**Stored data:**
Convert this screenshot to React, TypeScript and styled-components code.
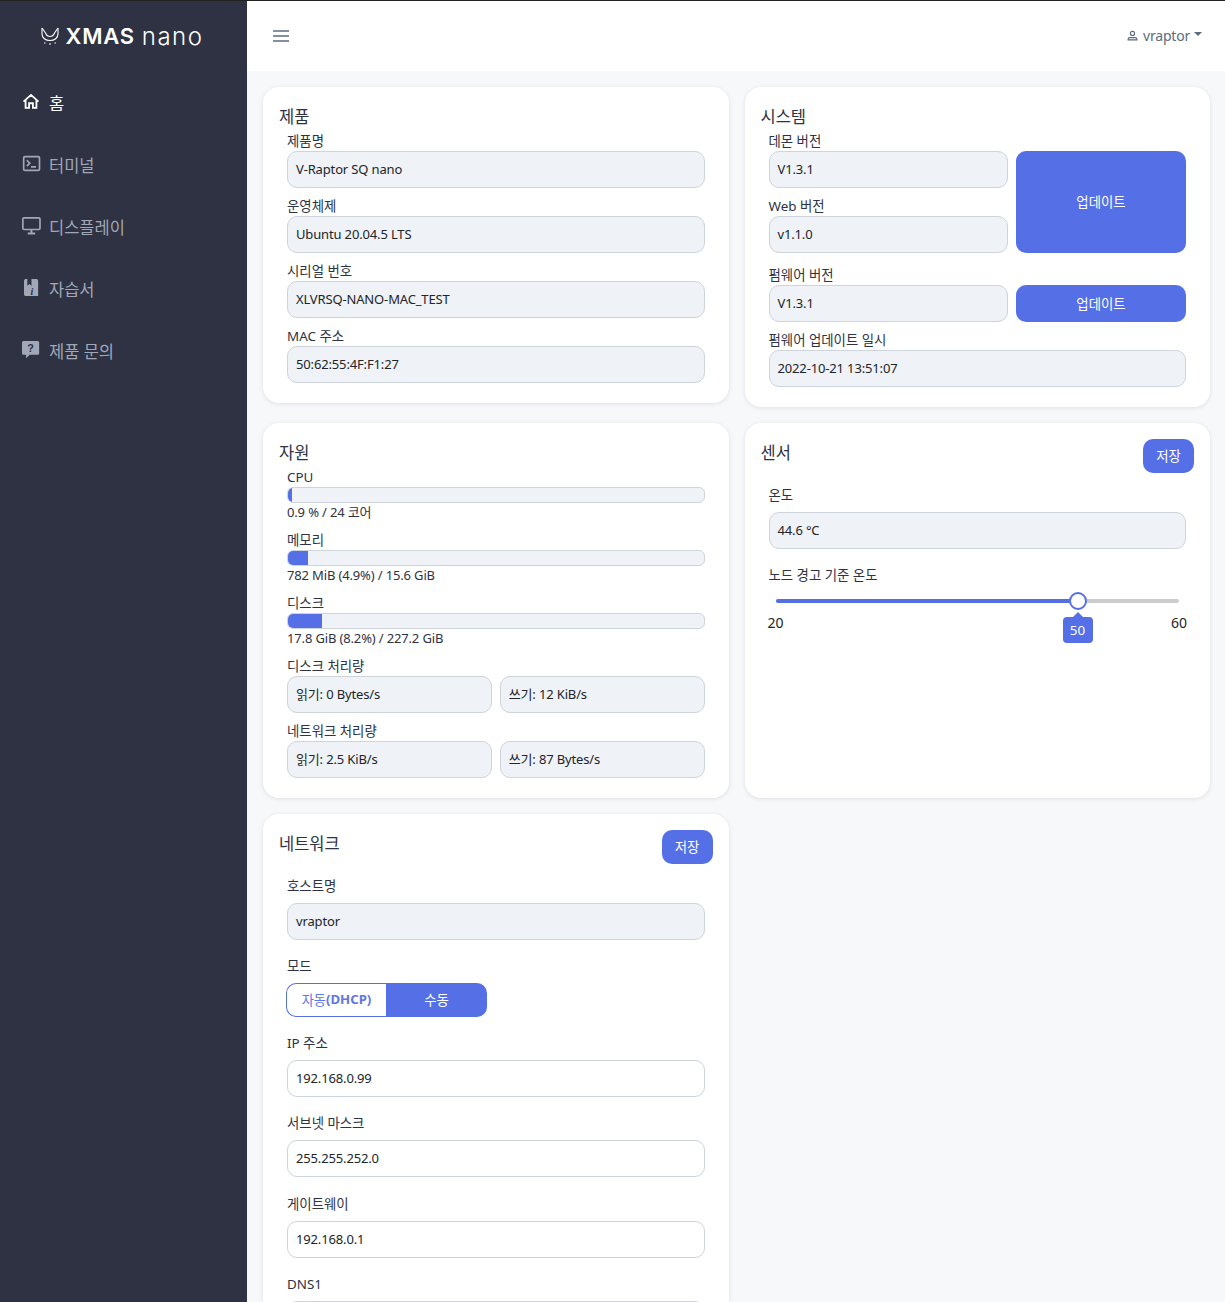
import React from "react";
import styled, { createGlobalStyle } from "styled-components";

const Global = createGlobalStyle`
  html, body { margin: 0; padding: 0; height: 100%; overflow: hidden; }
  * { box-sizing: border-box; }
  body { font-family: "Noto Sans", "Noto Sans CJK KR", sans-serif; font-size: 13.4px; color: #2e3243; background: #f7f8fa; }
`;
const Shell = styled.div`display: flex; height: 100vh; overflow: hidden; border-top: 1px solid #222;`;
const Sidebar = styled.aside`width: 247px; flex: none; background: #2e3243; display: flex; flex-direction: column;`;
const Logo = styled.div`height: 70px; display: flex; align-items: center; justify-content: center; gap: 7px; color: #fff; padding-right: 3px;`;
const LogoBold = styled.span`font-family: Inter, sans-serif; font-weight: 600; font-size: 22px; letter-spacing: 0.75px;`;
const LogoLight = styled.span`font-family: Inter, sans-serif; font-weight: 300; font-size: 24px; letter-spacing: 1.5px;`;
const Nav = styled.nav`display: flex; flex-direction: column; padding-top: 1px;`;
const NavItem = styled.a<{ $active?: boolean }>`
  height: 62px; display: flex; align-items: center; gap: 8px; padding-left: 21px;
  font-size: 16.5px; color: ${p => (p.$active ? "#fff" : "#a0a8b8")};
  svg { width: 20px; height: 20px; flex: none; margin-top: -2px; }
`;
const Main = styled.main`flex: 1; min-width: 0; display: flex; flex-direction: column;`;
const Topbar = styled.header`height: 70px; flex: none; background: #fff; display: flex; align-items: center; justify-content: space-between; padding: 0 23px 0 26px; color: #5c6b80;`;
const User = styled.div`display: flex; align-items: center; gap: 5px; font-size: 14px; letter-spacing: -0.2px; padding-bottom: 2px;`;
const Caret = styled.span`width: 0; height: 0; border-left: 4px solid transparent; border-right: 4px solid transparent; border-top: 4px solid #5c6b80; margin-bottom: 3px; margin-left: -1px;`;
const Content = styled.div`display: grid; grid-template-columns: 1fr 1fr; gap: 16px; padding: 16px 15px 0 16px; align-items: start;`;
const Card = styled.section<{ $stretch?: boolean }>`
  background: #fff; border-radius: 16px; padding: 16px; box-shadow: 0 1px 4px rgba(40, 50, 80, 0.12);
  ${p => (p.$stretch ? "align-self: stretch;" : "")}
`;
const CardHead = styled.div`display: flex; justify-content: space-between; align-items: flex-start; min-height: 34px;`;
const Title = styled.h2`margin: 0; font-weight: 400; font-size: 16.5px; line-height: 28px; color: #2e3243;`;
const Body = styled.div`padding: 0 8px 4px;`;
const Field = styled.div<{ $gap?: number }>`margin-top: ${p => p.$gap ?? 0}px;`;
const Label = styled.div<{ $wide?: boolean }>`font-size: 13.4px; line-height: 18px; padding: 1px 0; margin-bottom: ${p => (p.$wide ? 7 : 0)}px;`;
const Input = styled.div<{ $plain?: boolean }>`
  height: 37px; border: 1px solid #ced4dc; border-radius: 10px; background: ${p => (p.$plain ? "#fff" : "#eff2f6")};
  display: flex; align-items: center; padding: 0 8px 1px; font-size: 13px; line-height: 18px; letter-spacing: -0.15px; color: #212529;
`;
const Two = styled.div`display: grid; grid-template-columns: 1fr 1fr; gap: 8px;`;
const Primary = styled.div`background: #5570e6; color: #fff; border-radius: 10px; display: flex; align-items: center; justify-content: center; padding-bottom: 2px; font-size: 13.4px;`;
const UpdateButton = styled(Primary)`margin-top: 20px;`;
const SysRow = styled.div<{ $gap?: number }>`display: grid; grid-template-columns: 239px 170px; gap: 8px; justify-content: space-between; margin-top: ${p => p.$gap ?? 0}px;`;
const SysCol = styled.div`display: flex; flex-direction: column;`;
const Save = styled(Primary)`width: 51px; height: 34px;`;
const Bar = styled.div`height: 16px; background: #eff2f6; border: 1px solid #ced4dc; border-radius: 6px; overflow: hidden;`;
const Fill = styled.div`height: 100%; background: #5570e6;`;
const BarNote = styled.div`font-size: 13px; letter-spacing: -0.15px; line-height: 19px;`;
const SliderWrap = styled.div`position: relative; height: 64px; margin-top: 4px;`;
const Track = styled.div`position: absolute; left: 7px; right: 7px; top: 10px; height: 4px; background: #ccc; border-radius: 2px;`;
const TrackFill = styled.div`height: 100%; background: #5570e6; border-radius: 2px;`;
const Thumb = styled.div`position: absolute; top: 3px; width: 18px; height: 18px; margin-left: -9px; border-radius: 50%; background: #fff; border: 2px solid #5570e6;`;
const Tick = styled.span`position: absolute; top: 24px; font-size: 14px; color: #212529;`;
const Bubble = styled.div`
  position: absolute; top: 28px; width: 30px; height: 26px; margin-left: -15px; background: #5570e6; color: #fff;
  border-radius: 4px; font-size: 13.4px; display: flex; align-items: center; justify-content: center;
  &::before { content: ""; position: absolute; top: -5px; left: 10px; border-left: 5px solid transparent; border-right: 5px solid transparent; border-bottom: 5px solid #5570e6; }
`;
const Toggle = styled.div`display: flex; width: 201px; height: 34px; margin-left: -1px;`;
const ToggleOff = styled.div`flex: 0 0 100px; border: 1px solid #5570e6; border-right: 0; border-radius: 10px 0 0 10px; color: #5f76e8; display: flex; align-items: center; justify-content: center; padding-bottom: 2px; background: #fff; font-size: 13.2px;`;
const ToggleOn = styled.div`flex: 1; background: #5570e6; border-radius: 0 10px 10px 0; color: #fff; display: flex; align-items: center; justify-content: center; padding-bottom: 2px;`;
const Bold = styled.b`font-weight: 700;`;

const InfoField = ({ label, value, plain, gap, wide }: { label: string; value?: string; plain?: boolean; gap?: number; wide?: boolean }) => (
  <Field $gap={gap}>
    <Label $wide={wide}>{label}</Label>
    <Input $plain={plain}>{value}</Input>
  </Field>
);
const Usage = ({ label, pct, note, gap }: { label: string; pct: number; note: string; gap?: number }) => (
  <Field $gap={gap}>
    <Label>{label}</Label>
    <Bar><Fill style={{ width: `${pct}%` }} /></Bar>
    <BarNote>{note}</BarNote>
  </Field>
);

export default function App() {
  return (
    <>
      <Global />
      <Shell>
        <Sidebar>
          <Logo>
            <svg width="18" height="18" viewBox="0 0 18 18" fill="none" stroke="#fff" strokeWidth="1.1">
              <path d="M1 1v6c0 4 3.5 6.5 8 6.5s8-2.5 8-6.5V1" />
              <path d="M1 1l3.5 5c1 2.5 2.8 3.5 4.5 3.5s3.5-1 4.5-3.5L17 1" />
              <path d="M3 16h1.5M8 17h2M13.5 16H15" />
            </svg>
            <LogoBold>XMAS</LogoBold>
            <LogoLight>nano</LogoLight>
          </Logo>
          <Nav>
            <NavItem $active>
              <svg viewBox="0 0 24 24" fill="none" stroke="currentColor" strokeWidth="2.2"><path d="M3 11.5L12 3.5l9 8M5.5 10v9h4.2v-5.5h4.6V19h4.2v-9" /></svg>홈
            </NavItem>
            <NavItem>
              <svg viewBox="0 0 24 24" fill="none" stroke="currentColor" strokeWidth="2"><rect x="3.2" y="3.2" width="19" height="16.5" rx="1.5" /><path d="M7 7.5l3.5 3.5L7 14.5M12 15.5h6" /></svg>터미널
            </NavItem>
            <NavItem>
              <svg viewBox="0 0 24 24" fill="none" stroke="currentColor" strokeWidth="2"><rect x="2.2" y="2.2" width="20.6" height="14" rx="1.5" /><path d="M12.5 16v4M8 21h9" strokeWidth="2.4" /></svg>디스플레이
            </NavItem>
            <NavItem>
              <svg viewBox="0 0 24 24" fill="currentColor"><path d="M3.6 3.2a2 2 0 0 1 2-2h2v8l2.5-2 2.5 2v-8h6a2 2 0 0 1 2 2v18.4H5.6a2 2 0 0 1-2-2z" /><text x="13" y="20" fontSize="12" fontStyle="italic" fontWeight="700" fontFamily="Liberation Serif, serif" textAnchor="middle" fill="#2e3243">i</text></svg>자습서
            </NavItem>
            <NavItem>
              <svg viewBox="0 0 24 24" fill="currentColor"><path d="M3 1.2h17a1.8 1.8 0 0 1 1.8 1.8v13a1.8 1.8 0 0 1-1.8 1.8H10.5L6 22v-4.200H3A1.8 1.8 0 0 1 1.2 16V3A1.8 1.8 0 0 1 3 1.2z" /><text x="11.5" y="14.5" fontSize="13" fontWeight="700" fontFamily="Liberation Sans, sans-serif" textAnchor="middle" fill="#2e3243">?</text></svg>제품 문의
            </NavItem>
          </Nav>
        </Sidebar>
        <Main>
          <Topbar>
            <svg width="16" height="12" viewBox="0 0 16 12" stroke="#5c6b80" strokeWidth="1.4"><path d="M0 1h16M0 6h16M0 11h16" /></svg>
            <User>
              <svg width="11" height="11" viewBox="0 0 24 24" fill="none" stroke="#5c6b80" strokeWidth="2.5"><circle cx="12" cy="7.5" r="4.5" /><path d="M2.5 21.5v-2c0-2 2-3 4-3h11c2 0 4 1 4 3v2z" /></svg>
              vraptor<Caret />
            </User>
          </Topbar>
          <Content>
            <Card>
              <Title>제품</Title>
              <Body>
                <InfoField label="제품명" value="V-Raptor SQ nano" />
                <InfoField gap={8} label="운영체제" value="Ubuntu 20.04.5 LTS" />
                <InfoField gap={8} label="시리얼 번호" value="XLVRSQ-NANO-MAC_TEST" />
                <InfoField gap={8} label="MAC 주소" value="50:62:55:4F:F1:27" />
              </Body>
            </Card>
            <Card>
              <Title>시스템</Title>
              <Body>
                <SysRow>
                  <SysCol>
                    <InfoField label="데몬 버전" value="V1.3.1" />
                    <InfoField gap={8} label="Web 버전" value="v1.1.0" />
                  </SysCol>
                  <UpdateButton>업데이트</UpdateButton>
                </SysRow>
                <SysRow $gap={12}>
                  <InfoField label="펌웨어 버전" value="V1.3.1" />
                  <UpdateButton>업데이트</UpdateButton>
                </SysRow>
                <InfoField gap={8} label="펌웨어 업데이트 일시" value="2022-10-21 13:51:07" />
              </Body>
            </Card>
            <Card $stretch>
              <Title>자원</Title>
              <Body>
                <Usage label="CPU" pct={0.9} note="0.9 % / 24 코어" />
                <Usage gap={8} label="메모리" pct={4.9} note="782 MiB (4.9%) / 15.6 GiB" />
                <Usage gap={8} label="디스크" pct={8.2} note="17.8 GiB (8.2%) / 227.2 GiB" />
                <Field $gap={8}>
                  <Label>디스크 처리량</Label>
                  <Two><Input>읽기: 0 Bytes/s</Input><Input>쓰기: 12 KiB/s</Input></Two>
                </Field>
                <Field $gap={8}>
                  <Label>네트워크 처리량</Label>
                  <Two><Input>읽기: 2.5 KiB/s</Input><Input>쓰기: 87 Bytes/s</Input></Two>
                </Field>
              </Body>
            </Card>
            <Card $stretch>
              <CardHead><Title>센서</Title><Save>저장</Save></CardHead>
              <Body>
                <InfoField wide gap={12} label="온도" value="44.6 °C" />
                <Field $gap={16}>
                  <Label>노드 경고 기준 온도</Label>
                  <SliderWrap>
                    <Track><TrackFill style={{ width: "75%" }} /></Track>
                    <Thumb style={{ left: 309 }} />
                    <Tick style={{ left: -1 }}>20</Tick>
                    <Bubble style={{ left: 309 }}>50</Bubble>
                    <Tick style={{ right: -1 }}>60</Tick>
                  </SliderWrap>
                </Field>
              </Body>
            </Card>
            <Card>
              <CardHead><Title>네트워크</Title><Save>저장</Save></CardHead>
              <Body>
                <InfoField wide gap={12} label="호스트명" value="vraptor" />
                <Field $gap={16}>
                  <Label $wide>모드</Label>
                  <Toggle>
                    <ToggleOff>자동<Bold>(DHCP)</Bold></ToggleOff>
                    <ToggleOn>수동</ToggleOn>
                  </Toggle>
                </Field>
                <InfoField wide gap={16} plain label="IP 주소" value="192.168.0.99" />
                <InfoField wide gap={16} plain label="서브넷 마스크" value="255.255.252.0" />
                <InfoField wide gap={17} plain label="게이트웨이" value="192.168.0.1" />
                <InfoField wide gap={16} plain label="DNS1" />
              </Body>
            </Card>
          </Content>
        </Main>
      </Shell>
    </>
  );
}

**What is asked:** Filter out all lines lacking the word "React" and copy the rest.

**Task output:**
Convert this screenshot to React, TypeScript and styled-components code.
import React from "react";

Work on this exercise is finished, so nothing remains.